Adam has received a summons from his father, the Earl of Greenwall. When he reports to Leicestershire, he is informed that the Lawrence’s solicitor has received a request for a monthly stipend to help raise a boy child born to Cathleen Donnel, Adam’s former mistress. Adam’s father was not impressed that the child was born on the other side of the blanket. Adam had no idea that when he and Cathleen separated she was with child. The Earl informs Adam that he is to travel to Cheshire and bring the boy back to him. Someone should do something regarding his responsibilities.
This is where our story starts as Adam travels to Cheshire during a thunder storm. When he encounters a woman on the rain swept road, his horse is spooked by the thunder and he is thrown, thus hurting his leg. The woman was returning from the village having mailed a few letters. Sounds like Jane Eyre and Rochester, with the exception of the dog Pilot. Adam discovers the woman is Aoife Kennice. I liked how Jeffers gave her readers a pronunciation of the Irish name for Eve… ‘Ee – Fa’. I cannot read it without hearing the robot WALL-E saying Eve’s name.
Aoife informs Adam that she was a cousin to Cathleen Donnel who died several years before. The reason she sent her letter to the solicitor was because her situation had become dire. She had spent her own small inheritance and what little she had left was about gone just trying to keep food on the table. He also discovers he not only has a son but two daughters. Cathleen had triplets. Adam is frustrated that his father failed to tell him that bit of news. His father’s only command was to bring back the boy. Nothing was said about the girls.

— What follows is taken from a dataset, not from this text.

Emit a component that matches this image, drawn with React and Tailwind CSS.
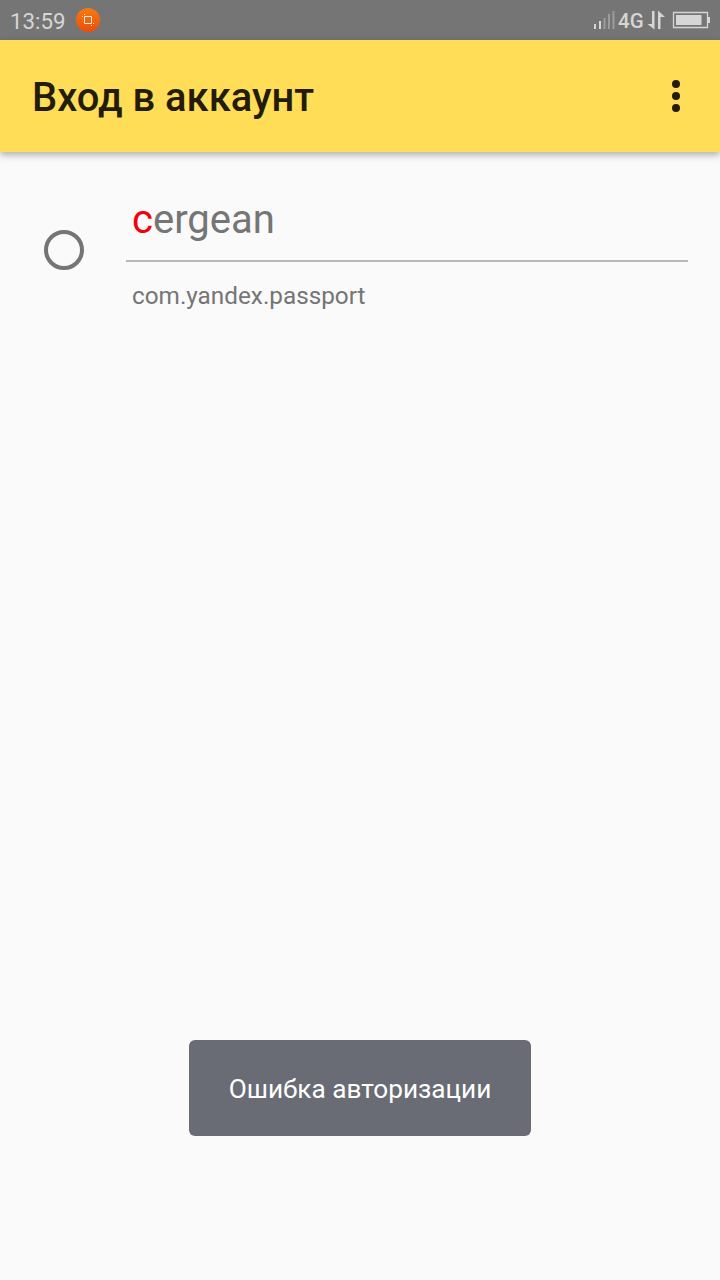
import React from 'react';

function StatusBar() {
  return (
    <div className="flex h-10 items-center justify-between bg-[#757575] text-[#d6d6d6]">
      <div className="flex items-center pl-[10px]">
        <span className="w-[57px] pt-[2px] text-[22.300px] leading-10">13:59</span>
        <svg className="ml-[9px]" width="24" height="24" viewBox="0 0 24 24" fill="none">
          <defs>
            <linearGradient id="crop" x1="0" y1="0" x2="0" y2="1">
              <stop offset="0" stopColor="#f27c12" />
              <stop offset="1" stopColor="#ec4d0c" />
            </linearGradient>
          </defs>
          <circle cx="12" cy="12" r="12" fill="url(#crop)" />
          <path d="M8.500 8.500h7v7h-7zM6 8.500h1M8.500 6v1M17 15.500h1M15.500 17v1" stroke="#ffe8d8" strokeWidth="1" />
        </svg>
      </div>
      {/* Signal, network, battery */}
      <div className="flex items-center pr-[10px]">
        <svg width="22" height="40" viewBox="0 0 22 40" fill="none" strokeWidth="2">
          <path d="M2 24v5M7 21v8" stroke="#d6d6d6" />
          <path d="M11.500 18v11M16 14v15M20.500 11v18" stroke="#9c9c9c" />
        </svg>
        <span className="ml-[3px] w-[28px] pt-px text-[20.500px] font-medium leading-10">4G</span>
        <svg width="20" height="40" viewBox="0 0 20 40" fill="#d6d6d6">
          <path d="M6 11h2.500v18.500L1.500 24H6zM12 29V10.500l7 6.500h-4.500v12z" />
        </svg>
        <svg className="ml-[6px]" width="38" height="40" viewBox="0 0 38 40" fill="none">
          <path d="M1.500 12.500h34v15h-34z" stroke="#d6d6d6" strokeWidth="1.300" />
          <path d="M4 15h25.500v10H4zM36 17h2v6h-2z" fill="#d6d6d6" />
        </svg>
      </div>
    </div>
  );
}

function App() {
  return (
    <div className="flex h-[1280px] w-[720px] flex-col bg-[#fafafa] font-['Roboto',sans-serif]">
      <StatusBar />
      <div className="flex h-28 items-center justify-between bg-[#ffdd57] pl-8 pr-10 shadow-[0_3px_7px_rgba(0,0,0,0.3)]">
        <h1 className="pt-1 text-[39.900px] font-medium text-[#231c0a]">Вход в аккаунт</h1>
        <svg width="8" height="32" viewBox="0 0 8 32" fill="#231c0a">
          <circle cx="4" cy="4" r="4" />
          <circle cx="4" cy="16" r="4" />
          <circle cx="4" cy="28" r="4" />
        </svg>
      </div>
      {/* Account */}
      <div className="flex pl-11 pr-8 pt-8">
        <div className="mt-[46px] size-10 rounded-full border-4 border-[#757575]" />
        <div className="ml-[42px] flex-1">
          <div className="h-[78px] border-b-2 border-[#b8b8b8] pl-[6px] text-[40px] leading-[72px] text-[#757575]">
            <span className="text-[#f2000c]">c</span>ergean
          </div>
          <div className="pl-[6px] pt-[20px] text-[24.300px] leading-[28px] text-[#757575]">com.yandex.passport</div>
        </div>
      </div>
      {/* Toast */}
      <div className="mx-auto mb-36 mt-auto flex h-24 w-[342px] items-center justify-center rounded-md bg-[#696c74] pt-[4px] text-[26.200px] text-white">
        Ошибка авторизации
      </div>
    </div>
  );
}

export default App;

I am not going into full detail on the rest of the story line. I will only say that Adam is a rake, a scoundrel, a jerk and not a nice guy at all. He will discover many things in his journey toward redemption. As we watch him struggle, I am often aghast at his behavior, his quickness with his overtures with Aoife. I have to keep reminding myself that he is a rake and that is what a rake does. We get to see him come to grips with his life, his behavior and why he is what he is. He and his father have locked horns most of his life and to him life is not worth living unless he can go against his father’s wishes.
Now that we have cleared that up, you know the rake has to have an awakening as to what life is really about. That he will come to realize that his priorities are selfish and completely self-centered. We watch as he gets a dose of what hard work is really like and the pleasure of that day’s work. He learns what it is to have a child / children in your life and to have them look up to you. He discovers that having the respect of a good woman and the respect of others is something he has never know, but now wants above all else.
Watching his journey is so worth it. This was a quick read and I simply could not put it down. The insertion of historical events only made Adam’s and Aoife’s journey exciting and at times gut wrenching. Times were changing in Britain and Adam and Aoife embraced enlightenment and new innovations that shocked society and shook up the old guard.
Several scenes between Adam and Aoife reminded me of Rochester’s emotional torture of Jane Eyre. I wanted to smash him; however, I stuck with it and it was so worth it. Societal concerns and propriety appeared to be thrown out the window. I kept thinking…really, would they have allowed this? I had to remember, he was a rake, so nothing mattered to him except what he wanted.
There were edit problems in just about every chapter. Some were small errors like word replacements [something else was supposed to be used] or words left out altogether. It only slowed me down a couple of times. I had to reread a couple of sentences in order to clarify what was being said.
I loved this HEA and recommend it. You will love the characters. Aoife is one heck of a woman. She is the making of her man. I loved the children. I could see future books on them, Daniel especially. They were such sweet kids, strong work ethic, strong character, with love of family and doing what is right. I really liked them. And the ending…with Adam and his father [**no SPOILER here**] was most excellent. As this was the Christmas season, there were gentle religious references, but should not offend anyone. It was Christmas and that is what they did at that time of the year with their traditions.
This is one book I consider a keeper to be reread for a feel good love story.